> Aim:
Return the number of lines in which the word "that" appears; add nothing else.
-- Begin Stored data --
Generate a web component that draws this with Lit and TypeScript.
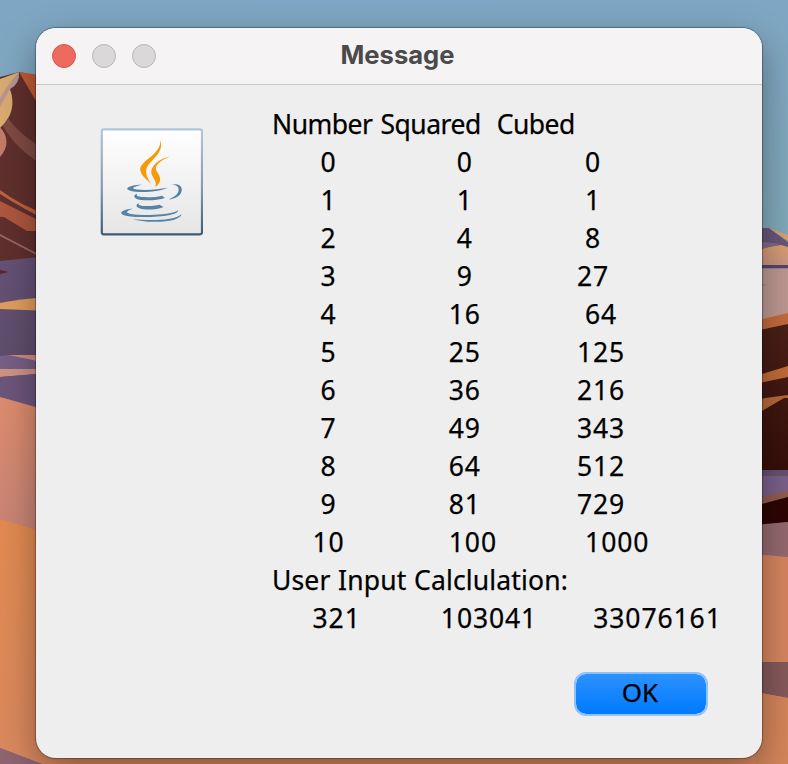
import { LitElement, html, css, svg } from "lit";
import { customElement } from "lit/decorators.js";

const sp = (n: number) => " ".repeat(n);
// Each row: leading gaps (in spaces) and the value that follows.
const rows: [number, string, number, string, number, string][] = [
  [6, "0", 15, "0", 14, "0"],
  [6, "1", 15, "1", 14, "1"],
  [6, "2", 15, "4", 14, "8"],
  [6, "3", 15, "9", 13, "27"],
  [6, "4", 14, "16", 13, "64"],
  [6, "5", 14, "25", 12, "125"],
  [6, "6", 14, "36", 12, "216"],
  [6, "7", 14, "49", 12, "343"],
  [6, "8", 14, "64", 12, "512"],
  [6, "9", 14, "81", 12, "729"],
  [5, "10", 13, "100", 11, "1000"],
];
const line = (r: [number, string, number, string, number, string]) =>
  sp(r[0]) + r[1] + sp(r[2]) + r[3] + sp(r[4]) + r[5];

const p = (fill: string, d: string) => svg`<path fill=${fill} d=${d}></path>`;

@customElement("desert-wallpaper")
class DesertWallpaper extends LitElement {
  static styles = css`
    :host, svg { display: block; width: 788px; height: 764px; }
  `;
  render() {
    return html`<svg viewBox="0 0 788 764">
      <defs>
        <linearGradient id="sky" x2="0" y2="1"><stop offset="0" stop-color="#7fa6c3"/><stop offset=".32" stop-color="#81a9b8"/></linearGradient>
        <linearGradient id="pink" x2="0" y2="1"><stop stop-color="#dd8c6c"/><stop offset="1" stop-color="#c78377"/></linearGradient>
        <linearGradient id="sand" x2="0" y2="1"><stop stop-color="#e28a50"/><stop offset="1" stop-color="#da895f"/></linearGradient>
        <linearGradient id="dark" x2="0" y2="1"><stop stop-color="#4a2018"/><stop offset="1" stop-color="#2f0704"/></linearGradient>
        <linearGradient id="plum" x2="0" y2="1"><stop stop-color="#655276"/><stop offset="1" stop-color="#5c4a66"/></linearGradient>
        <linearGradient id="peak" x2="0" y2="1"><stop stop-color="#d9a06c"/><stop offset="1" stop-color="#c99384"/></linearGradient>
      </defs>
      <rect width="788" height="764" fill="url(#sky)"/>
      ${p("#5f302d", "M0 77L19 72L60 80V280H0z")}
      ${p("#c25b35", "M19 72L60 78V130L36 101z")}
      ${p("#d9ab70", "M0 79L19 72L10 89Q18 112 0 128z")}
      ${p("#b89590", "M0 98Q8 84 19 72Q20 84 10 89L0 107z")}
      ${p("#7f4a43", "M8 118Q18 134 50 153V170Q16 150 3 126z")}
      ${p("#c27b68", "M0 127Q13 142 0 157z")}
      ${p("#bd6140", "M0 190Q18 204 50 216V222Q20 207 0 194z")}
      ${p("#ad573e", "M0 201L50 226V231H27L4 217H0z")}
      ${p("#98666d", "M0 234L50 260V262L0 236z")}
      ${p("url(#plum)", "M0 261L50 256V410H0z")}
      ${p("#5e2530", "M0 270L9 272L0 274z")}
      ${p("#df9e60", "M0 303Q18 299 50 297V311L0 309z")}
      ${p("#785f85", "M0 356L9 355L50 361V369H0z")}
      ${p("#c98f82", "M8 355H50V364Q25 358 8 355z")}
      ${p("#cf9385", "M0 369H50V373L0 377z")}
      ${p("#6c557a", "M0 377L50 373V410H0z")}
      ${p("url(#pink)", "M0 397L50 411V536H0z")}
      ${p("url(#sand)", "M0 519L50 534V740H788V764H0z")}
      ${p("#8d6570", "M0 748L42 764H0z")}
      ${p("#8d6570", "M0 748V764H42z")}
      ${p("#685579", "M750 228L769 228L788 242V260H750z")}
      ${p("#d9a06c", "M769 228L788 235V241z")}
      ${p("url(#peak)", "M750 250L781 245L788 247V266H750z")}
      ${p("#806b87", "M755 241L781 244L755 251z")}
      ${p("#55456f", "M755 265H788V268.5H755z")}
      ${p("#bd9891", "M755 268.5H788V324H755z")}
      ${p("#826a85", "M755 284L767 285L755 286z")}
      ${p("#c36b3b", "M755 321L788 313V325L755 332z")}
      ${p("url(#dark)", "M755 331L788 324V500L755 530z")}
      ${p("#bf6c39", "M755 376L788 366V377L755 384z")}
      ${p("#b66a38", "M755 401L765 398L788 395V398H784L755 415z")}
      ${p("#665073", "M755 470H788V530H755z")}
      ${p("#7a6088", "M755 476H788V496H755z")}
      ${p("#925c4c", "M755 498L788 491V497L755 506z")}
      ${p("#2d0503", "M755 506L788 497V522L755 526z")}
      ${p("#94696f", "M755 525L788 522V560H755z")}
      ${p("#d5855f", "M755 554L788 557V764H755z")}
      ${p("#85595a", "M755 662H788V698L755 692z")}
      ${p("#d4855a", "M755 692L788 698V764H755z")}
    </svg>`;
  }
}

@customElement("java-icon")
class JavaIcon extends LitElement {
  static styles = css`:host, svg { display: block; width: 103px; height: 108px; }`;
  render() {
    return html`<svg viewBox="100 128 103 108">
      <defs>
        <linearGradient id="face" x2="0" y2="1"><stop stop-color="#fff"/><stop offset="1" stop-color="#e5e5e5"/></linearGradient>
        <linearGradient id="edge" x2="0" y2="1"><stop stop-color="#b1c6dc"/><stop offset=".55" stop-color="#819cb4"/><stop offset="1" stop-color="#3d5a75"/></linearGradient>
      </defs>
      <rect x="101.8" y="129.3" width="100.2" height="105" rx="2" fill="url(#face)" stroke="url(#edge)" stroke-width="2.2"/>
      ${p("#f39b08", "M160.1 140C164 151 155 157 149 164C144 170 146 177 151.5 184C145 179 139.8 173 140.2 169C141 160 162 154 160.1 140z")}
      ${p("#f39b08", "M170 156.4C159 161 154 166 156.5 171C159 175 164 181 155.2 187C158 180 150.5 177 151.3 171C152.5 164 160 158.5 170 156.4z")}
      ${p("#5782a4", "M142 184.8C133 187 130 188.5 137 189.6C147 190.8 159 189.2 168 187.7C159 191.5 146 192.5 136 191.7C121 190.5 127 185 142 184.8z")}
      ${p("#5782a4", "M171 184.8C177 183 182 185 181.8 190C181.3 196 175 199 168.8 199.4C175 196.5 179 193.5 178.6 189.2C178.3 185.3 174.5 184.6 171 184.8z")}
      ${p("#5782a4", "M137.5 193.6C135.6 195.6 137 196.7 142 197.1C150 197.6 157 196.9 162 195.7L165 197.9C158 200.2 149 200.8 141 200C133 199 132.5 195.2 137.5 193.6z")}
      ${p("#5782a4", "M139 203C137.8 204.6 139.5 205.5 143 205.9C149 206.4 155 205.7 159.5 204.7L163.5 207C157 209.7 149 210.2 142 209C135.7 207.7 135 204.8 139 203z")}
      ${p("#5782a4", "M133 208.8C126 211 125 213 131 213.9C144 216 164 214.8 173 212.5C177 211.4 178 210.7 176.7 209.6C179.5 211.3 177 213.6 170 215C157 217.5 138 217.7 127 215.9C115 213.8 124 208.8 133 208.8z")}
      ${p("#5782a4", "M132.5 219C148 220.8 175 221 181.5 213.9C181 219 170 221.2 160 221.7C149 222.2 139 221.2 132.5 219z")}
    </svg>`;
  }
}

@customElement("app-root")
class AppRoot extends LitElement {
  static styles = css`
    :host { display: grid; width: 788px; height: 764px; overflow: hidden; }
    desert-wallpaper, .desk { grid-area: 1 / 1; }
    .desk { padding: 28px 26px 6px 36px; box-sizing: border-box; display: flex; z-index: 1; }
    .window {
      flex: 1; display: flex; flex-direction: column; border-radius: 20px; overflow: hidden;
      background: #eee; box-shadow: 0 0 1px 1px rgba(0,0,0,.3), 0 14px 36px rgba(0,0,0,.36);
    }
    .bar {
      height: 57px; box-sizing: border-box; border-bottom: 1px solid #c9c7c8; background: #f5f3f4;
      display: grid; grid-template-columns: 1fr auto 1fr; align-items: center;
    }
    .lights { display: flex; gap: 16px; padding-left: 16px; }
    .light { width: 24px; height: 24px; border-radius: 50%; box-sizing: border-box; background: #dad8d9; border: 1px solid #b9b7b8; }
    .close { background: #ed6a5e; border-color: #d85549; }
    .title { font: 700 25.6px/30px Inter, "Liberation Sans", sans-serif; color: #4b4a4b; margin: -3px 3px 0 0; }
    .body { flex: 1; display: flex; padding: 20px 0 0 64px; }
    java-icon { margin: 23px 69px 0 0; flex: none; }
    .main { flex: 1; display: flex; flex-direction: column; }
    .text { color: #000; font: 26.5px/38px "Noto Sans", sans-serif; white-space: pre; -webkit-text-stroke: .25px #000; }
    .row { letter-spacing: .9px; word-spacing: .22px; padding-left: .5px; }
    .head { letter-spacing: -.5px; word-spacing: 1.6px; }
    .note { letter-spacing: .15px; word-spacing: .5px; }
    .ok {
      align-self: flex-end; margin: 35px 54px 0 0; width: 134px; height: 44px; box-sizing: border-box;
      border: 2px solid #8fc2f8; border-radius: 12px; padding: 0 2px 4px 0; cursor: pointer;
      background: linear-gradient(#2c92ff, #007aff) padding-box;
      font: 26px/36px "Noto Sans", sans-serif; color: #000; -webkit-text-stroke: .25px #000;
    }
  `;
  render() {
    return html`
      <desert-wallpaper></desert-wallpaper>
      <div class="desk">
        <div class="window">
          <div class="bar">
            <div class="lights"><div class="light close"></div><div class="light"></div><div class="light"></div></div>
            <div class="title">Message</div>
          </div>
          <div class="body">
            <java-icon></java-icon>
            <div class="main">
              <div class="text head">${"Number Squared" + sp(2) + "Cubed"}</div>
              ${rows.map((r) => html`<div class="text row">${line(r)}</div>`)}
              <div class="text note">User Input Calclulation:</div>
              <div class="text row">${line([5, "321", 10, "103041", 7, "33076161"])}</div>
              <button class="ok">OK</button>
            </div>
          </div>
        </div>
      </div>`;
  }
}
-- End Stored data --
> Answer:
2